Once the minority of Jews in Maccabean times stood up both militarily and ritually, the actual ceremony of Chanukah was a natural consequence. To rid the land of its anti-Jewish oppressors was to rededicate the holy Temple and carry on the ritual service therein. This is why Judah fought. This is why Hannah and her sons died. This is the end point of their trajectory. The rededication of the Temple was not the message of Chanukah, but the result of the message: courage, both militarily and ritually.

The lesson for Chanukah today, especially in the United States, is clear. We do not need to fight militarily for our lives, even as we face growing anti-Semitism. We do not need to die for our Torah, even as a few have. All of us, however, do face challenges that, in their own way, are as difficult as those faced by the ancient Jews of Judea.

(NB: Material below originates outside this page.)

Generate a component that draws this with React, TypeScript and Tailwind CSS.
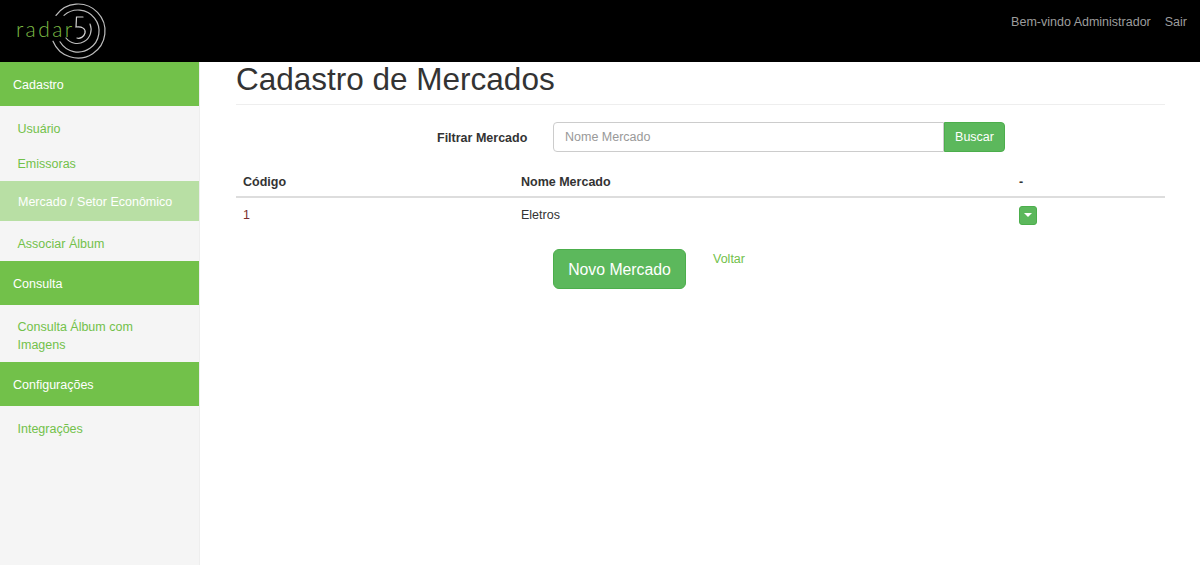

Today, we are more subtly but still powerfully asked to abandon the Torah, to dismiss its teachings, often the very same teachings for which Hannah and her sons gave their lives. To light the Chanukah menorah is to rededicate our lives to Judah the Maccabee’s defense of the land of Israel and the right to practice Judaism in the land of Israel, and to Hannah’s and her son’s absolute faith in the immutability of G-d’s command to foreswear unkosher species.

Yes, the burning lights consume the dross of history, yielding a pure flame. It is expressed in one word: rededication. The celebration of Chanukah is itself rather easy. The holiday’s remembrance — what it really stands for — is, like the ancient Maccabean age, fraught with temptation. Back then, Hellenism would pull Jews away from the Torah. Today, the same. Back then, others would pull Jews away from their land of Israel. Today, the same. Today, each Jew must become his own Judah the Maccabee, his own Hannah, his own child of Hannah — his own totally different light. The challenge is as new as today and as old as time immemorial.